Solo show remembers violence against women in 1971

Published:  01:34 AM, 10 February 2020

'Parables of the Womb'

'Parables of the Womb'

A two-month solo art work exhibition of artist Dilara Begum Jolly titled 'Parables of the Womb' is currently underway at Quamrul Hassan Exhibition Hall of Bengal Shilpalaya in Dhanmondi of the capital.

The Ambassador of the Royal Norwegian Embassy Sidsel Bleken inaugurated the exhibition as the chief guest on February 4 at Bengal Shilpalaya, while Director of Bengal Institute architect Marina Tabassum and filmmaker Shameem Akhter were present on the occasion as special guests.In her speech, Sidsel Bleken said about the exhibition, "In pursuit of spreading art and being human, such practice is necessary in any society.

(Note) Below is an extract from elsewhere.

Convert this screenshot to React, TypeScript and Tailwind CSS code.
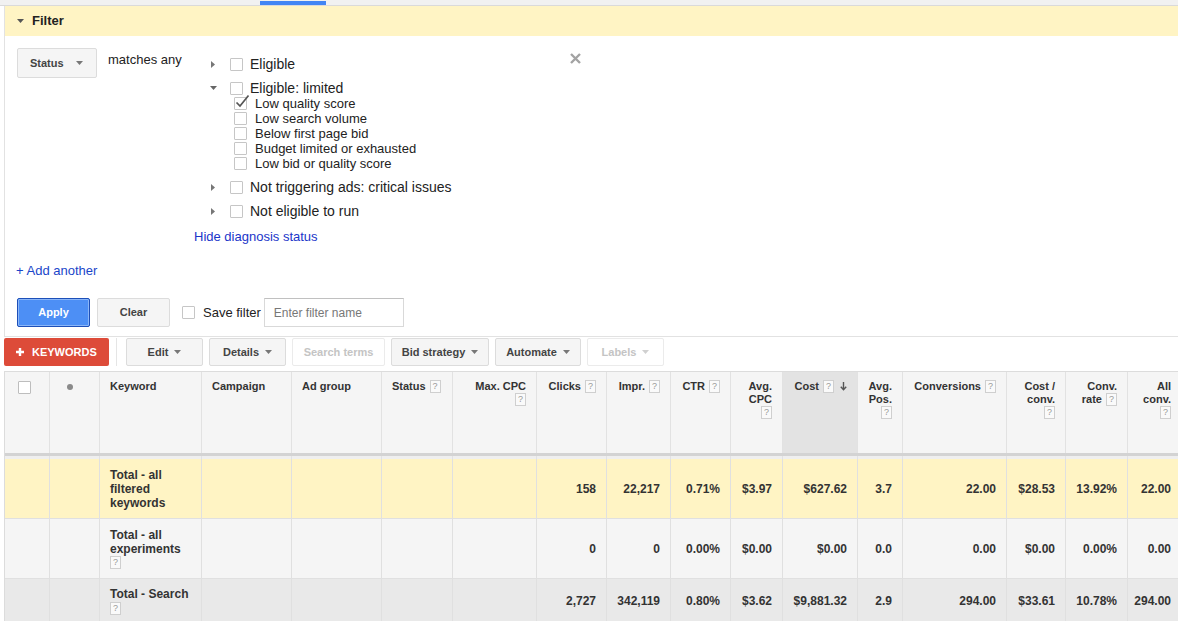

Through the use of different mediums, the artist has marked a sign of craftiness in her work." Marina Tabassum said about the artworks at the exhibition, "The works in this exhibition are very powerful, which easily made me think of them. It also made me interested to know the background story and history of these works."

'Parables of the Womb' explores the place of women during war and reads into the conceptual perplexity of gendered history. In times of war, history shows us hostility to omen and an increase in patriarchal authority.

Dilara Begum Jolly recalls the specific plight of Bangladeshi women during the troubled times of the Liberation War; expressed through the evocative needle-works on photograph and x-ray, and a psychosomatic video portrayal of Roma Chowdhury, a 'Birangona' (war hero). The artist's testament to gender roles in war culminates a feminist perspective.

Trained as a painter, Jolly is also known to work with various media including performance, video and sound. She has developed a signature practice of needling on paper and, more recently, photographs - a painstaking process during which she draws motifs on paper, or highlights areas on photographs, through needle prickling.

Her show 'Parables of the Womb' explores themes of gender, trauma and the female body.The exhibition is open to all every day from 2pm to 8pm until March 28 (closed on Sundays).